TASK BRIEF. Make an exact copy of the data below, leaving out every picture.

(Interface markup and scripts)
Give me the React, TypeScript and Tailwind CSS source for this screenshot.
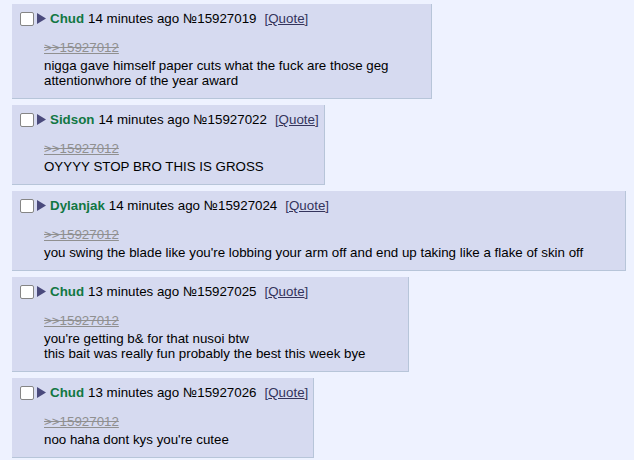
import React from "react";

type Post = {
  name: string;
  time: string;
  no: string;
  lines: string[];
};

const posts: Post[] = [
  {
    name: "Chud",
    time: "14 minutes ago",
    no: "15927019",
    lines: ["nigga gave himself paper cuts what the fuck are those geg", "attentionwhore of the year award"],
  },
  {
    name: "Sidson",
    time: "14 minutes ago",
    no: "15927022",
    lines: ["OYYYY STOP BRO THIS IS GROSS"],
  },
  {
    name: "Dylanjak",
    time: "14 minutes ago",
    no: "15927024",
    lines: ["you swing the blade like you're lobbing your arm off and end up taking like a flake of skin off"],
  },
  {
    name: "Chud",
    time: "13 minutes ago",
    no: "15927025",
    lines: ["you're getting b& for that nusoi btw", "this bait was really fun probably the best this week bye"],
  },
  {
    name: "Chud",
    time: "13 minutes ago",
    no: "15927026",
    lines: ["noo haha dont kys you're cutee"],
  },
];

function Reply({ post }: { post: Post }) {
  return (
    <div className="bg-[#d6daf0] border-r border-b border-[#b7c5d9] p-[2px]">
      <div className="flex items-center h-[25px] pr-[3px] whitespace-nowrap">
        <span className="ml-[6px] w-[14px] h-[14px] border border-[#858585] rounded-[2px] bg-white" />
        <svg width="9" height="11" viewBox="0 0 9 11" className="ml-[3px]">
          <path d="M0 0 L9 5.5 L0 11 Z" fill="#4a4a7c" />
        </svg>
        <span className="ml-[4px] font-bold text-[#117743]">{post.name}</span>
        <span className="ml-[4px]">
          {post.time} №{post.no}
        </span>
        <span className="ml-[8px] text-[#34345c]">
          [<span className="underline">Quote</span>]
        </span>
      </div>
      <div className="mt-[9px] mb-[8px] ml-[30px] mr-[40px]">
        <div className="mb-[3px] text-[#909090] [text-decoration-line:underline_line-through]">&gt;&gt;15927012</div>
        {post.lines.map((l, i) => (
          <div key={i} className="whitespace-nowrap">
            {l}
          </div>
        ))}
      </div>
    </div>
  );
}

export default function App() {
  return (
    <div
      className="min-h-screen bg-[#eef2ff] pt-[4px] pl-[12px] text-[13.33px] leading-[15px] text-black"
      style={{ fontFamily: '"Liberation Sans", Arial, sans-serif' }}
    >
      <div className="flex flex-col items-start gap-[6px]">
        {posts.map((p) => (
          <Reply key={p.no} post={p} />
        ))}
      </div>
    </div>
  );
}
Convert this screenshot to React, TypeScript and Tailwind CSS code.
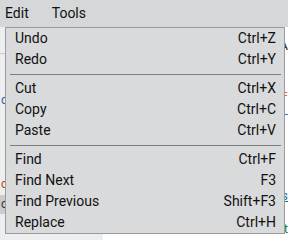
import React from 'react';

type Item = { label: string; keys: string } | 'sep';

const items: Item[] = [
  { label: 'Undo', keys: 'Ctrl+Z' },
  { label: 'Redo', keys: 'Ctrl+Y' },
  'sep',
  { label: 'Cut', keys: 'Ctrl+X' },
  { label: 'Copy', keys: 'Ctrl+C' },
  { label: 'Paste', keys: 'Ctrl+V' },
  'sep',
  { label: 'Find', keys: 'Ctrl+F' },
  { label: 'Find Next', keys: 'F3' },
  { label: 'Find Previous', keys: 'Shift+F3' },
  { label: 'Replace', keys: 'Ctrl+H' },
];

const App: React.FC = () => {
  return (
    <div className="relative w-[288px] h-[240px] overflow-hidden bg-[#eceef0] font-['Roboto',sans-serif] text-[14px] text-[#111]">
      {/* menu bar */}
      <div className="h-[27px] bg-[#d5d7d9] flex items-center gap-[23px] px-[5px]">
        <span>Edit</span>
        <span>Tools</span>
      </div>

      {/* page behind the menu */}
      <div className="flex h-[213px]">
        <div className="w-[103px] flex flex-col text-[12px]">
          <div className="h-[27px] border-b border-[#c8cacc]" />
          <div className="pl-[1px] pt-[37px] text-[#2563a8]">c</div>
          <div className="pl-[1px] pt-[66px] text-[#c2410c]">cp</div>
          <div className="mt-[2px] h-[19px] bg-[#c9cbce] pl-[1px] text-[#333]">c</div>
        </div>
        <div className="flex-1 bg-white flex flex-col items-end pr-[0px] text-[13px]">
          <div className="pt-[9px] text-[#222]">A</div>
          <div className="pt-[29px] text-[#ea580c]">=</div>
          <div className="pt-[0px] text-[#2563eb]">-</div>
          <div className="pt-[62px] text-[#0e7490] underline">s</div>
          <div className="pt-[14px] text-[#15803d]">t</div>
          <div className="self-start pl-[30px] pt-[0px] text-[#1e3a8a] text-[13px]">Organizing Code</div>
        </div>
      </div>

      {/* dropdown menu */}
      <div className="absolute left-[5px] top-[27px] w-[280px] bg-[#d9dadc] border border-[#9c9c9c] flex flex-col">
        {items.map((it, i) =>
          it === 'sep' ? (
            <div key={i} className="h-[8px] flex items-center pl-[4px] pr-[3px]">
              <div className="h-px w-full bg-[#7d7d7d]" />
            </div>
          ) : (
            <div key={i} className="h-[21px] flex items-center justify-between pl-[9px] pr-[8px]">
              <span>{it.label}</span>
              <span>{it.keys}</span>
            </div>
          )
        )}
      </div>
    </div>
  );
};

export default App;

SOLUTION.
Give me the React, TypeScript and Tailwind CSS source for this screenshot.
import React from "react";

type Post = {
  name: string;
  time: string;
  no: string;
  lines: string[];
};

const posts: Post[] = [
  {
    name: "Chud",
    time: "14 minutes ago",
    no: "15927019",
    lines: ["nigga gave himself paper cuts what the fuck are those geg", "attentionwhore of the year award"],
  },
  {
    name: "Sidson",
    time: "14 minutes ago",
    no: "15927022",
    lines: ["OYYYY STOP BRO THIS IS GROSS"],
  },
  {
    name: "Dylanjak",
    time: "14 minutes ago",
    no: "15927024",
    lines: ["you swing the blade like you're lobbing your arm off and end up taking like a flake of skin off"],
  },
  {
    name: "Chud",
    time: "13 minutes ago",
    no: "15927025",
    lines: ["you're getting b& for that nusoi btw", "this bait was really fun probably the best this week bye"],
  },
  {
    name: "Chud",
    time: "13 minutes ago",
    no: "15927026",
    lines: ["noo haha dont kys you're cutee"],
  },
];

function Reply({ post }: { post: Post }) {
  return (
    <div className="bg-[#d6daf0] border-r border-b border-[#b7c5d9] p-[2px]">
      <div className="flex items-center h-[25px] pr-[3px] whitespace-nowrap">
        <span className="ml-[6px] w-[14px] h-[14px] border border-[#858585] rounded-[2px] bg-white" />
        <svg width="9" height="11" viewBox="0 0 9 11" className="ml-[3px]">
          <path d="M0 0 L9 5.5 L0 11 Z" fill="#4a4a7c" />
        </svg>
        <span className="ml-[4px] font-bold text-[#117743]">{post.name}</span>
        <span className="ml-[4px]">
          {post.time} №{post.no}
        </span>
        <span className="ml-[8px] text-[#34345c]">
          [<span className="underline">Quote</span>]
        </span>
      </div>
      <div className="mt-[9px] mb-[8px] ml-[30px] mr-[40px]">
        <div className="mb-[3px] text-[#909090] [text-decoration-line:underline_line-through]">&gt;&gt;15927012</div>
        {post.lines.map((l, i) => (
          <div key={i} className="whitespace-nowrap">
            {l}
          </div>
        ))}
      </div>
    </div>
  );
}

export default function App() {
  return (
    <div
      className="min-h-screen bg-[#eef2ff] pt-[4px] pl-[12px] text-[13.33px] leading-[15px] text-black"
      style={{ fontFamily: '"Liberation Sans", Arial, sans-serif' }}
    >
      <div className="flex flex-col items-start gap-[6px]">
        {posts.map((p) => (
          <Reply key={p.no} post={p} />
        ))}
      </div>
    </div>
  );
}
Convert this screenshot to React, TypeScript and Tailwind CSS code.
import React from 'react';

type Item = { label: string; keys: string } | 'sep';

const items: Item[] = [
  { label: 'Undo', keys: 'Ctrl+Z' },
  { label: 'Redo', keys: 'Ctrl+Y' },
  'sep',
  { label: 'Cut', keys: 'Ctrl+X' },
  { label: 'Copy', keys: 'Ctrl+C' },
  { label: 'Paste', keys: 'Ctrl+V' },
  'sep',
  { label: 'Find', keys: 'Ctrl+F' },
  { label: 'Find Next', keys: 'F3' },
  { label: 'Find Previous', keys: 'Shift+F3' },
  { label: 'Replace', keys: 'Ctrl+H' },
];

const App: React.FC = () => {
  return (
    <div className="relative w-[288px] h-[240px] overflow-hidden bg-[#eceef0] font-['Roboto',sans-serif] text-[14px] text-[#111]">
      {/* menu bar */}
      <div className="h-[27px] bg-[#d5d7d9] flex items-center gap-[23px] px-[5px]">
        <span>Edit</span>
        <span>Tools</span>
      </div>

      {/* page behind the menu */}
      <div className="flex h-[213px]">
        <div className="w-[103px] flex flex-col text-[12px]">
          <div className="h-[27px] border-b border-[#c8cacc]" />
          <div className="pl-[1px] pt-[37px] text-[#2563a8]">c</div>
          <div className="pl-[1px] pt-[66px] text-[#c2410c]">cp</div>
          <div className="mt-[2px] h-[19px] bg-[#c9cbce] pl-[1px] text-[#333]">c</div>
        </div>
        <div className="flex-1 bg-white flex flex-col items-end pr-[0px] text-[13px]">
          <div className="pt-[9px] text-[#222]">A</div>
          <div className="pt-[29px] text-[#ea580c]">=</div>
          <div className="pt-[0px] text-[#2563eb]">-</div>
          <div className="pt-[62px] text-[#0e7490] underline">s</div>
          <div className="pt-[14px] text-[#15803d]">t</div>
          <div className="self-start pl-[30px] pt-[0px] text-[#1e3a8a] text-[13px]">Organizing Code</div>
        </div>
      </div>

      {/* dropdown menu */}
      <div className="absolute left-[5px] top-[27px] w-[280px] bg-[#d9dadc] border border-[#9c9c9c] flex flex-col">
        {items.map((it, i) =>
          it === 'sep' ? (
            <div key={i} className="h-[8px] flex items-center pl-[4px] pr-[3px]">
              <div className="h-px w-full bg-[#7d7d7d]" />
            </div>
          ) : (
            <div key={i} className="h-[21px] flex items-center justify-between pl-[9px] pr-[8px]">
              <span>{it.label}</span>
              <span>{it.keys}</span>
            </div>
          )
        )}
      </div>
    </div>
  );
};

export default App;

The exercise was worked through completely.